In the first part, I present Hyperproofs, a Vector Commitment (VC) scheme to improve scalability through stateless blockchains. Since VCs provide a short commitment to a set of values, they can remove the storage required to validate transactions and realize a stateless design. Our VC is the first construction that is efficiently maintainable (can update all proofs in sublinear time) and aggregatable (can combine multiple individual proofs into a single succinct proof). Hyperproofs also incentivize proof computation through a new property called unstealability, which allows a prover to cryptographically bind the proofs she computes with her identity irreversibly. As a subsequent work, I aim to study bilinear cryptographic accumulators that can succinctly prove the membership and non-membership of multiple elements efficiently in the distributed setting for privacy-preserving applications.

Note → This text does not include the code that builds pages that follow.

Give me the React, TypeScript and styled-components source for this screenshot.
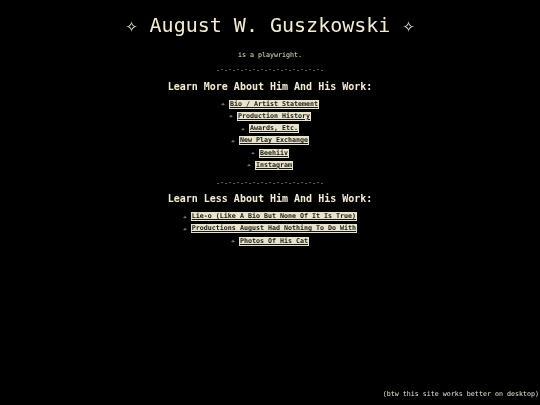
import React from "react";
import styled, { createGlobalStyle } from "styled-components";

const Global = createGlobalStyle`
  html, body {
    margin: 0;
    padding: 0;
    background: #000;
  }
  body {
    font-family: "DejaVu Sans Mono", "Liberation Mono", monospace;
    color: #f3ecd2;
  }
`;

const Page = styled.div`
  min-height: 405px;
  display: flex;
  flex-direction: column;
  align-items: center;
  text-align: center;
  box-sizing: border-box;
  will-change: transform;
`;

const Title = styled.h1`
  margin: 10px 0 0;
  font-size: 20px;
  line-height: 30px;
  font-weight: normal;
  white-space: pre;
`;

const Tagline = styled.p`
  margin: 10px 0 0;
  font-size: 6.67px;
  line-height: 10px;
  color: #e6e0ca;
`;

const Divider = styled.div<{ $top: number }>`
  margin-top: ${(p) => p.$top}px;
  font-size: 6.67px;
  line-height: 10px;
  color: #c8c2ac;
  white-space: pre;
`;

const Heading = styled.h2<{ $top: number }>`
  margin: ${(p) => p.$top}px 0 0;
  font-size: 10px;
  line-height: 14px;
  font-weight: bold;
`;

const LinkList = styled.ul<{ $top: number }>`
  list-style: none;
  margin: ${(p) => p.$top}px 0 0;
  padding: 0;
`;

const Item = styled.li`
  height: 12.25px;
  line-height: 12.25px;
  font-size: 6.67px;
  display: flex;
  align-items: center;
  justify-content: center;
`;

const Bullet = styled.span`
  font-size: 6.5px;
  color: #d6d0ba;
  margin-right: 4px;
`;

const Link = styled.a`
  background: #e8e3cd;
  color: #16150f;
  text-decoration: underline;
  padding: 0 1px;
  line-height: 9px;
  font-weight: bold;
`;

const Note = styled.div`
  margin-top: auto;
  align-self: flex-end;
  font-size: 6.67px;
  line-height: 10px;
  padding: 0 1px 6px 0;
  color: #e8e2cc;
`;

const more = [
  "Bio / Artist Statement",
  "Production History",
  "Awards, Etc.",
  "New Play Exchange",
  "Beehiiv",
  "Instagram",
];

const less = [
  "Lie-o (Like A Bio But None Of It Is True)",
  "Productions August Had Nothing To Do With",
  "Photos Of His Cat",
];

const dashes = ".-".repeat(13) + ".";

export default function App() {
  return (
    <>
      <Global />
      <Page>
        <Title>✧ August W. Guszkowski ✧</Title>
        <Tagline>is a playwright.</Tagline>
        <Divider $top={4}>{dashes}</Divider>
        <Heading $top={6}>Learn More About Him And His Work:</Heading>
        <LinkList $top={4}>
          {more.map((t) => (
            <Item key={t}>
              <Bullet>✧</Bullet>
              <Link href="#">{t}</Link>
            </Item>
          ))}
        </LinkList>
        <Divider $top={5}>{dashes}</Divider>
        <Heading $top={5}>Learn Less About Him And His Work:</Heading>
        <LinkList $top={5}>
          {less.map((t) => (
            <Item key={t}>
              <Bullet>✧</Bullet>
              <Link href="#">{t}</Link>
            </Item>
          ))}
        </LinkList>
        <Note>(btw this site works better on desktop)</Note>
      </Page>
    </>
  );
}
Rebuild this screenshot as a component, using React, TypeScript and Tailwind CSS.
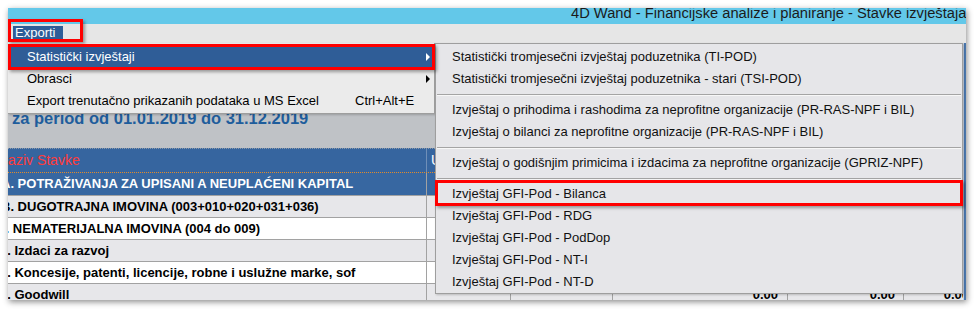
const subItems = [
  "Statistički tromjesečni izvještaj poduzetnika (TI-POD)",
  "Statistički tromjesečni izvještaj poduzetnika - stari (TSI-POD)",
  "-",
  "Izvještaj o prihodima i rashodima za neprofitne organizacije (PR-RAS-NPF i BIL)",
  "Izvještaj o bilanci za neprofitne organizacije (PR-RAS-NPF i BIL)",
  "-",
  "Izvještaj o godišnjim primicima i izdacima za neprofitne organizacije (GPRIZ-NPF)",
  "-",
  "Izvještaj GFI-Pod - Bilanca",
  "Izvještaj GFI-Pod - RDG",
  "Izvještaj GFI-Pod - PodDop",
  "Izvještaj GFI-Pod - NT-I",
  "Izvještaj GFI-Pod - NT-D",
];

const rows = [
  { text: "A. POTRAŽIVANJA ZA UPISANI A NEUPLAĆENI KAPITAL", shift: "ml-[-7px]", tone: "blue" },
  { text: "B. DUGOTRAJNA IMOVINA (003+010+020+031+036)", shift: "ml-[-7px]", tone: "gray" },
  { text: "I. NEMATERIJALNA IMOVINA (004 do 009)", shift: "ml-[-6px]", tone: "white" },
  { text: "1. Izdaci za razvoj", shift: "ml-[-8px]", tone: "gray" },
  { text: "2. Koncesije, patenti, licencije, robne i uslužne marke, sof", shift: "ml-[-8px]", tone: "white" },
  { text: "3. Goodwill", shift: "ml-[-8px]", tone: "gray" },
];

const toneClass: Record<string, string> = {
  blue: "bg-[#3767a1] text-white h-[23px]",
  gray: "bg-[#e7e7ea] text-black h-[22px]",
  white: "bg-white text-black h-[22px]",
};

const Arrow = ({ light }: { light?: boolean }) => (
  <span
    className={
      light
        ? "w-0 h-0 border-y-[4px] border-y-transparent border-l-[4px] border-l-white"
        : "w-0 h-0 border-y-[4px] border-y-transparent border-l-[4px] border-l-black"
    }
  />
);

const TableRow = ({ text, shift, tone }: { text: string; shift: string; tone: string }) => {
  const blue = tone === "blue";
  return (
    <div className={`flex shrink-0 border-b border-[#a2a2a2] text-[13px] font-bold leading-[21px] ${toneClass[tone]}`}>
      <div className="w-[418px] shrink-0 overflow-hidden whitespace-nowrap">
        <span className={`block ${shift}`}>{text}</span>
      </div>
      <div className="w-[84px] shrink-0 border-l border-[#a2a2a2]" />
      <div className="w-[102px] shrink-0 border-l border-[#a2a2a2]" />
      <div className="w-[175px] shrink-0 border-l border-[#a2a2a2] pr-[9px] text-right">{blue ? "" : "0.00"}</div>
      <div className="w-[116px] shrink-0 border-l border-[#a2a2a2] pr-[8px] text-right">{blue ? "" : "0.00"}</div>
      <div className="w-[74px] shrink-0 border-l border-[#a2a2a2] pr-[8px] text-right">{blue ? "" : "0.00"}</div>
    </div>
  );
};

const App = () => {
  return (
    <div className="w-[974px] h-[309px] bg-white pt-[8px] pl-[8px] overflow-hidden font-['Liberation_Sans',Arial,sans-serif]">
      <div className="relative flex flex-col w-[958px] h-[292px] overflow-hidden bg-[#e6e6e6] shadow-[1px_2px_6px_rgba(0,0,0,0.45)]">
        {/* title bar */}
        <div className="h-[16px] shrink-0 overflow-hidden bg-[#63c8e9] pl-[563px] text-[14.7px] leading-[10px] whitespace-nowrap text-[#1b1b1b]">
          4D Wand - Financijske analize i planiranje - Stavke izvještaja
        </div>

        {/* menu bar */}
        <div className="flex h-[19px] shrink-0 items-start bg-[#e6e6e6] pl-[5px] pt-[2px]">
          <span className="h-[14px] bg-[#2f5e98] pl-[2px] pr-[8px] text-[13px] leading-[14px] text-white">Exporti</span>
        </div>

        {/* body */}
        <div className="flex min-h-0 flex-1">
          <div className="flex min-w-0 flex-1 flex-col overflow-hidden">
            <div className="h-[105px] shrink-0 bg-[#bfc2c6] pl-[4px] pt-[65px] text-[16.5px] font-bold leading-[20px] whitespace-nowrap text-[#1e5d9c]">
              za period od 01.01.2019 do 31.12.2019
            </div>
            <div className="flex h-[25px] shrink-0 border-t border-t-[#8d99a8] border-b border-dotted border-b-[#e08b2c] bg-[#36659f] text-[14px] leading-[23px]">
              <div className="w-[418px] shrink-0 overflow-hidden whitespace-nowrap text-[#ff3b3b]">
                <span className="block ml-[-10px]">Naziv Stavke</span>
              </div>
              <div className="w-[84px] shrink-0 border-l border-[#6f8fb8] pl-[4px] text-white">Udio</div>
              <div className="w-[102px] shrink-0 border-l border-[#6f8fb8]" />
              <div className="w-[175px] shrink-0 border-l border-[#6f8fb8]" />
              <div className="w-[116px] shrink-0 border-l border-[#6f8fb8]" />
              <div className="w-[74px] shrink-0 border-l border-[#6f8fb8]" />
            </div>
            {rows.map((r) => (
              <TableRow key={r.text} text={r.text} shift={r.shift} tone={r.tone} />
            ))}
          </div>
          <div className="w-[3px] shrink-0 border-l border-[#c9d3e0] bg-[#4a77ae]" />
        </div>

        {/* Exporti dropdown */}
        <div className="absolute left-0 top-[35px] z-10 w-[427px] border-r border-b border-[#9e9e9e] bg-[#ebebeb] pt-[3px] pb-[1px] text-[13px] leading-[22px] text-black shadow-[1px_1px_2px_rgba(0,0,0,0.2)]">
          <div className="mx-[2px] flex h-[22px] items-center bg-[#2f5d97] pl-[17px] text-white">
            <span className="flex-1">Statistički izvještaji</span>
            <span className="flex w-[14px] justify-start pl-[8px]">
              <Arrow light />
            </span>
          </div>
          <div className="mx-[2px] flex h-[22px] items-center pl-[17px]">
            <span className="flex-1">Obrasci</span>
            <span className="flex w-[14px] justify-start pl-[8px]">
              <Arrow />
            </span>
          </div>
          <div className="mx-[2px] flex h-[22px] items-center pl-[17px]">
            <span className="flex-1">Export trenutačno prikazanih podataka u MS Excel</span>
            <span className="w-[77px]">Ctrl+Alt+E</span>
          </div>
        </div>

        {/* submenu */}
        <div className="absolute left-[427px] top-[35px] z-10 w-[528px] border border-[#9e9e9e] bg-[#e6e6e9] pt-[2px] text-[13px] leading-[22px] text-[#111] shadow-[1px_1px_2px_rgba(0,0,0,0.2)]">
          {subItems.map((s, i) =>
            s === "-" ? (
              <div key={i} className="flex h-[9px] flex-col justify-center px-[1px]">
                <div className="h-px bg-[#a4a4a4]" />
                <div className="h-px bg-[#f7f7f7]" />
              </div>
            ) : (
              <div key={i} className="h-[22px] whitespace-nowrap pl-[16px]">
                {s}
              </div>
            )
          )}
        </div>

        {/* annotations */}
        <div className="absolute left-0 top-[11px] z-20 h-[23px] w-[75px] border-[3px] border-[#ff0000] shadow-[2px_2px_3px_rgba(0,0,0,0.35)]" />
        <div className="absolute left-0 top-[36px] z-20 h-[26px] w-[427px] border-[3px] border-[#ff0000] shadow-[2px_2px_3px_rgba(0,0,0,0.35)]" />
        <div className="absolute left-[427px] top-[172px] z-20 h-[26px] w-[528px] border-[3px] border-[#ff0000] shadow-[2px_2px_3px_rgba(0,0,0,0.35)]" />
      </div>
    </div>
  );
};

export default App;
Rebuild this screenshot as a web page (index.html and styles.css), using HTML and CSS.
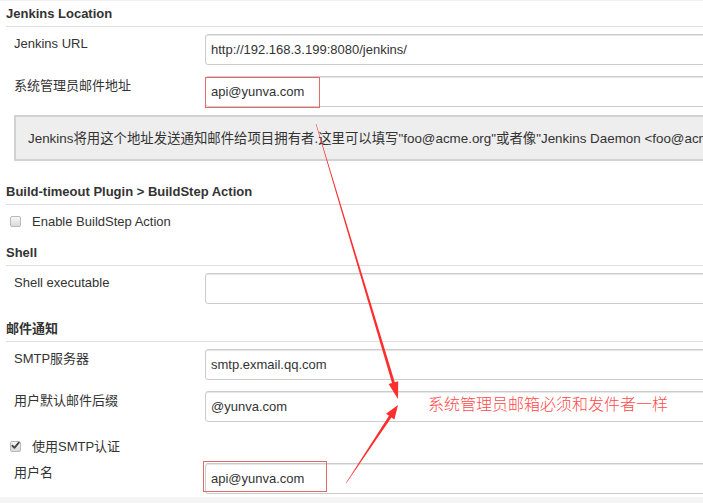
FILE: index.html
```html
<!DOCTYPE html>
<html lang="zh-CN">
<head>
<meta charset="utf-8">
<title>Jenkins 配置</title>
<link rel="stylesheet" href="styles.css">
</head>
<body>
<div class="page">
  <div class="topbar"></div>

  <h3 class="sec-title first">Jenkins Location</h3>
  <div class="row">
    <label class="lbl">Jenkins URL</label>
    <input class="inp" type="text" value="http://192.168.3.199:8080/jenkins/">
  </div>
  <div class="row gap">
    <label class="lbl">系统管理员邮件地址</label>
    <input class="inp" type="text" value="api@yunva.com">
  </div>
  <div class="help"><span class="help-text">Jenkins将用这个地址发送通知邮件给项目拥有者.这里可以填写"foo@acme.org"或者像"Jenkins Daemon &lt;foo@acme</span></div>

  <h3 class="sec-title after-help">Build-timeout Plugin &gt; BuildStep Action</h3>
  <div class="check-row plain">
    <span class="cb"></span>
    <span class="cb-text">Enable BuildStep Action</span>
  </div>

  <h3 class="sec-title">Shell</h3>
  <div class="row">
    <label class="lbl">Shell executable</label>
    <input class="inp" type="text" value="">
  </div>

  <h3 class="sec-title after-input">邮件通知</h3>
  <div class="row">
    <label class="lbl">SMTP服务器</label>
    <input class="inp" type="text" value="smtp.exmail.qq.com">
  </div>
  <div class="row gap">
    <label class="lbl">用户默认邮件后缀</label>
    <input class="inp" type="text" value="@yunva.com">
  </div>
  <div class="check-row auth">
    <span class="cb checked">
      <svg viewBox="0 0 11 11" width="11" height="11"><path d="M2.3 5.6 L4.4 7.9 L8.8 2.6" fill="none" stroke="#444" stroke-width="1.8" stroke-linecap="round" stroke-linejoin="round"/></svg>
    </span>
    <span class="cb-text">使用SMTP认证</span>
  </div>
  <div class="row">
    <label class="lbl">用户名</label>
    <input class="inp" type="text" value="api@yunva.com">
  </div>
  <div class="bottom-strip"></div>
</div>

<div class="mark mark-email"></div>
<div class="mark mark-user"></div>

<svg class="arrows" width="703" height="503" viewBox="0 0 703 503">
  <polygon points="315.8,124 316.3,124 394.8,382.3 398.2,381.3 398,399 388.6,384.1 392.0,383.1" fill="#ff2e2e"/>
  <polygon points="346.3,483.3 345.9,483 389.0,415.8 386.0,413.8 398,405 394.4,419.4 391.4,417.4" fill="#ff2e2e"/>
</svg>
<div class="note">系统管理员邮箱必须和发件者一样</div>
</body>
</html>
```

FILE: styles.css
```css
html, body {
  margin: 0;
  padding: 0;
  background: #ffffff;
  overflow: hidden;
}

body {
  width: 703px;
  height: 503px;
  position: relative;
  font-family: "Liberation Sans", Arial, "Noto Sans CJK SC", sans-serif;
  font-size: 13px;
  color: #333333;
}

.page {
  width: 780px;
  display: flex;
  flex-direction: column;
}

.topbar {
  height: 1px;
  background: #f0f0f0;
}

.sec-title {
  margin: 0 0 0 6px;
  padding: 2px 0 1px 0;
  line-height: 22px;
  font-size: 13px;
  font-weight: bold;
  color: #333333;
  border-bottom: 1px solid #dedede;
}

.sec-title.after-help { margin-top: 18px; }
.sec-title.after-input { margin-top: 12px; }

.row {
  display: flex;
  align-items: flex-start;
  margin: 7px 0 0 6px;
}

.row.gap { margin-top: 11px; }

.lbl {
  width: 191px;
  flex: none;
  padding: 2px 0 0 8px;
  line-height: 15px;
  color: #333333;
}

.inp {
  flex: 1;
  box-sizing: border-box;
  height: 31px;
  margin: 0;
  padding: 0 5px;
  font-family: "Liberation Sans", Arial, "Noto Sans CJK SC", sans-serif;
  font-size: 13px;
  color: #333333;
  background: #ffffff;
  border: 1px solid #cccccc;
  border-radius: 3px;
  box-shadow: inset 0 1px 1px rgba(0, 0, 0, 0.1);
  outline: none;
}

.help {
  margin: 8px 0 0 14px;
  height: 46px;
  box-sizing: border-box;
  padding: 0 0 0 12px;
  display: flex;
  align-items: center;
  white-space: nowrap;
  background: #eeeeee;
  border: 2px solid #d2d2d2;
  color: #333333;
  line-height: 15px;
}

.help-text {
  font-size: 13.4px;
}

.check-row {
  display: flex;
  align-items: flex-start;
  margin-left: 10px;
  box-sizing: border-box;
}

.check-row.plain {
  height: 35px;
  padding-top: 9px;
}

.check-row.auth {
  height: 34px;
  padding-top: 17px;
}

.cb {
  width: 11px;
  height: 11px;
  flex: none;
  box-sizing: border-box;
  margin-top: 2px;
  border: 1px solid #b9b9b9;
  border-radius: 2px;
  background: linear-gradient(#f6f6f6, #dadada);
  position: relative;
}

.cb svg {
  position: absolute;
  left: -1px;
  top: -2px;
}

.cb-text {
  margin-left: 11px;
  line-height: 15px;
  color: #333333;
}

.bottom-strip {
  margin-top: 3px;
  height: 10px;
  background: #f4f4f4;
}

.mark {
  position: absolute;
  border: 1px solid #e36a6a;
  box-sizing: border-box;
}

.mark-email {
  left: 205px;
  top: 77px;
  width: 115px;
  height: 31px;
}

.mark-user {
  left: 203px;
  top: 461px;
  width: 124px;
  height: 31px;
}

.arrows {
  position: absolute;
  left: 0;
  top: 0;
}

.note {
  position: absolute;
  left: 428px;
  top: 393px;
  font-family: "Noto Sans CJK SC", sans-serif;
  font-size: 16px;
  line-height: 20px;
  font-weight: 300;
  color: #ff4a4a;
  letter-spacing: 0;
  white-space: nowrap;
}
```
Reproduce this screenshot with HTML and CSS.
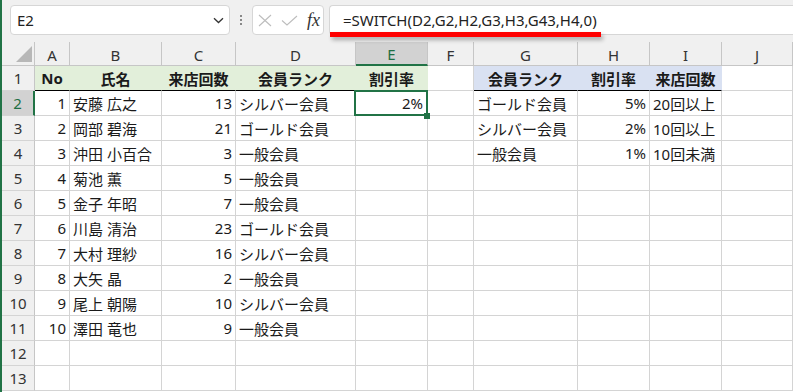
FILE: index.html
```html
<!DOCTYPE html>
<html lang="ja">
<head>
    <meta charset="UTF-8">
    <title>SWITCH関数 - Excel</title>
    <link rel="stylesheet" href="styles.css">
</head>
<body>
<div class="app">
    <!-- 数式バー -->
    <div class="toolbar">
        <div class="name-box">
            <span class="name">E2</span>
            <svg class="chev" width="11" height="7" viewBox="0 0 11 7"><path d="M1 1.2l4.5 4.3 4.5-4.3" fill="none" stroke="#333" stroke-width="1.3"/></svg>
        </div>
        <div class="grip"><i></i><i></i><i></i></div>
        <div class="fx-box">
            <svg width="14" height="13" viewBox="0 0 14 13"><path d="M1 1l12 11M13 1L1 12" stroke="#bdbdbd" stroke-width="1.1"/></svg>
            <svg class="check" width="17" height="11" viewBox="0 0 17 11"><path d="M1 5.5l5 4.5 10-9" fill="none" stroke="#bdbdbd" stroke-width="1.1"/></svg>
            <span class="fx">fx</span>
        </div>
        <div class="formula-box">
            <span class="formula">=SWITCH(D2,G2,H2,G3,H3,G43,H4,0)</span>
            <span class="mark"></span>
        </div>
    </div>

    <!-- シート -->
    <div class="sheet">
        <div class="corner"><span class="tri"></span></div>
        <div class="ch">A</div><div class="ch">B</div><div class="ch">C</div><div class="ch">D</div><div class="ch sel-col">E</div><div class="ch">F</div><div class="ch">G</div><div class="ch">H</div><div class="ch">I</div><div class="ch">J</div>

        <div class="rh">1</div>
        <div class="c hg">No</div><div class="c hg">氏名</div><div class="c hg">来店回数</div><div class="c hg">会員ランク</div><div class="c hg">割引率</div>
        <div class="c"></div>
        <div class="c hb">会員ランク</div><div class="c hb">割引率</div><div class="c hb">来店回数</div>
        <div class="c"></div>

        <div class="rh sel-row">2</div>
        <div class="c num">1</div><div class="c">安藤 広之</div><div class="c num">13</div><div class="c">シルバー会員</div><div class="c num active">2%</div><div class="c"></div><div class="c">ゴールド会員</div><div class="c num">5%</div><div class="c">20回以上</div><div class="c"></div>

        <div class="rh">3</div>
        <div class="c num">2</div><div class="c">岡部 碧海</div><div class="c num">21</div><div class="c">ゴールド会員</div><div class="c"></div><div class="c"></div><div class="c">シルバー会員</div><div class="c num">2%</div><div class="c">10回以上</div><div class="c"></div>

        <div class="rh">4</div>
        <div class="c num">3</div><div class="c">沖田 小百合</div><div class="c num">3</div><div class="c">一般会員</div><div class="c"></div><div class="c"></div><div class="c">一般会員</div><div class="c num">1%</div><div class="c">10回未満</div><div class="c"></div>

        <div class="rh">5</div>
        <div class="c num">4</div><div class="c">菊池 薫</div><div class="c num">5</div><div class="c">一般会員</div><div class="c"></div><div class="c"></div><div class="c"></div><div class="c"></div><div class="c"></div><div class="c"></div>

        <div class="rh">6</div>
        <div class="c num">5</div><div class="c">金子 年昭</div><div class="c num">7</div><div class="c">一般会員</div><div class="c"></div><div class="c"></div><div class="c"></div><div class="c"></div><div class="c"></div><div class="c"></div>

        <div class="rh">7</div>
        <div class="c num">6</div><div class="c">川島 清治</div><div class="c num">23</div><div class="c">ゴールド会員</div><div class="c"></div><div class="c"></div><div class="c"></div><div class="c"></div><div class="c"></div><div class="c"></div>

        <div class="rh">8</div>
        <div class="c num">7</div><div class="c">大村 理紗</div><div class="c num">16</div><div class="c">シルバー会員</div><div class="c"></div><div class="c"></div><div class="c"></div><div class="c"></div><div class="c"></div><div class="c"></div>

        <div class="rh">9</div>
        <div class="c num">8</div><div class="c">大矢 晶</div><div class="c num">2</div><div class="c">一般会員</div><div class="c"></div><div class="c"></div><div class="c"></div><div class="c"></div><div class="c"></div><div class="c"></div>

        <div class="rh">10</div>
        <div class="c num">9</div><div class="c">尾上 朝陽</div><div class="c num">10</div><div class="c">シルバー会員</div><div class="c"></div><div class="c"></div><div class="c"></div><div class="c"></div><div class="c"></div><div class="c"></div>

        <div class="rh">11</div>
        <div class="c num">10</div><div class="c">澤田 竜也</div><div class="c num">9</div><div class="c">一般会員</div><div class="c"></div><div class="c"></div><div class="c"></div><div class="c"></div><div class="c"></div><div class="c"></div>

        <div class="rh">12</div>
        <div class="c"></div><div class="c"></div><div class="c"></div><div class="c"></div><div class="c"></div><div class="c"></div><div class="c"></div><div class="c"></div><div class="c"></div><div class="c"></div>

        <div class="rh">13</div>
        <div class="c"></div><div class="c"></div><div class="c"></div><div class="c"></div><div class="c"></div><div class="c"></div><div class="c"></div><div class="c"></div><div class="c"></div><div class="c"></div>
    </div>
</div>
</body>
</html>
```

FILE: styles.css
```css
* {
    margin: 0;
    padding: 0;
    box-sizing: border-box;
}
body {
    font-family: "Noto Sans", "Noto Sans CJK JP", sans-serif;
    background-color: #fff;
    color: #1a1a1a;
    overflow: hidden;
}
.app {
    width: 793px;
    height: 392px;
    border-left: 2px solid #217346;
    overflow: hidden;
}

/* 数式バー */
.toolbar {
    display: flex;
    height: 42px;
    padding: 5px 0 7px 8px;
    background-color: #f0f0f0;
}
.name-box {
    display: flex;
    align-items: center;
    justify-content: space-between;
    width: 220px;
    height: 30px;
    padding: 0 5px 0 6px;
    background-color: #fff;
    border: 1px solid #d6d6d6;
    border-radius: 4px;
}
.name {
    font-size: 15px;
    color: #222;
}
.grip {
    display: flex;
    flex-direction: column;
    align-items: center;
    justify-content: center;
    gap: 2px;
    width: 22px;
}
.grip i {
    width: 2px;
    height: 2px;
    background-color: #888;
}
.fx-box {
    display: flex;
    align-items: center;
    width: 72px;
    height: 30px;
    padding-left: 5px;
    background-color: #fff;
    border: 1px solid #d6d6d6;
    border-radius: 4px;
}
.check {
    margin-left: 9px;
}
.fx {
    margin-left: 9px;
    font-family: "Liberation Serif", serif;
    font-style: italic;
    font-size: 18px;
    color: #333;
}
.formula-box {
    position: relative;
    flex: 1;
    display: flex;
    align-items: center;
    height: 30px;
    margin-left: 5px;
    padding-left: 13px;
    background-color: #fff;
    border: 1px solid #d6d6d6;
    border-right: none;
    border-radius: 4px 0 0 4px;
}
.formula {
    font-size: 15px;
    color: #222;
}
.mark {
    position: absolute;
    left: 0;
    top: 26px;
    width: 271px;
    height: 5px;
    background-color: #f00;
    box-shadow: 2px 3px 4px rgba(0,0,0,0.3);
}

/* シート */
.sheet {
    display: grid;
    grid-template-columns: 33px 35px 92px 74px 120px 72px 46px 104px 72px 72px 1fr;
    grid-template-rows: 24px;
    grid-auto-rows: 25px;
    font-size: 15px;
}
.corner, .ch, .rh {
    display: flex;
    align-items: center;
    justify-content: center;
    background-color: #f0f0f0;
    color: #333;
}
.corner {
    position: relative;
    border-right: 1px solid #c6c6c6;
    border-bottom: 1px solid #c6c6c6;
}
.tri {
    position: absolute;
    right: 2px;
    bottom: 3px;
    width: 0;
    height: 0;
    border-left: 16px solid transparent;
    border-bottom: 16px solid #b7b7b7;
}
.ch {
    padding-top: 2px;
    border-right: 1px solid #c6c6c6;
    border-bottom: 1px solid #c6c6c6;
}
.rh {
    border-right: 1px solid #c6c6c6;
    border-bottom: 1px solid #d4d4d4;
}
.sel-col {
    background-color: #d2d2d2;
    border-bottom: 2px solid #217346;
    color: #1e6e42;
}
.sel-row {
    background-color: #d2d2d2;
    border-right: 2px solid #217346;
    color: #1e6e42;
}
.c {
    display: flex;
    align-items: center;
    padding: 0 3px;
    white-space: nowrap;
    border-right: 1px solid #d4d4d4;
    border-bottom: 1px solid #d4d4d4;
}
.num {
    justify-content: flex-end;
}
.hg, .hb {
    justify-content: center;
    font-weight: bold;
    border-bottom: 1px solid #000;
}
.hg {
    background-color: #e2efda;
    border-right-color: #e2efda;
}
.hb {
    background-color: #d9e1f2;
    border-right-color: #d9e1f2;
}
.active {
    position: relative;
    padding-right: 4px;
}
.active::after {
    content: "";
    position: absolute;
    left: -2px;
    top: -1px;
    right: -1px;
    bottom: -1px;
    border: 2px solid #217346;
}
.active::before {
    content: "";
    position: absolute;
    right: -3px;
    bottom: -4px;
    width: 6px;
    height: 6px;
    background-color: #217346;
    z-index: 1;
}
```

In the second part, I discuss my proposed work on designing secure consensus protocols against powerful network adversaries that can delay or delete any message in the network. Specifically, I aim to: (1) design a permissionless protocol in a weaker synchronous model called the mobile sluggish model, where a subset of the honest nodes can arbitrarily lose synchrony, and (2) design a round efficient Byzantine broadcast protocol under strongly adaptive and majority corruptions.

Examining Committee:
Chair:
Department Representative:
Members:
Prof. Charalampos (Babis) Papamanthou      
Prof. John Dickerson
Prof. Jonathan Katz
Bio

Shravan Srinivasan is a Ph.D. student in the Department of Computer Science at the University of Maryland, advised by Prof. Papamanthou. His research focuses on applied cryptography and distributed systems.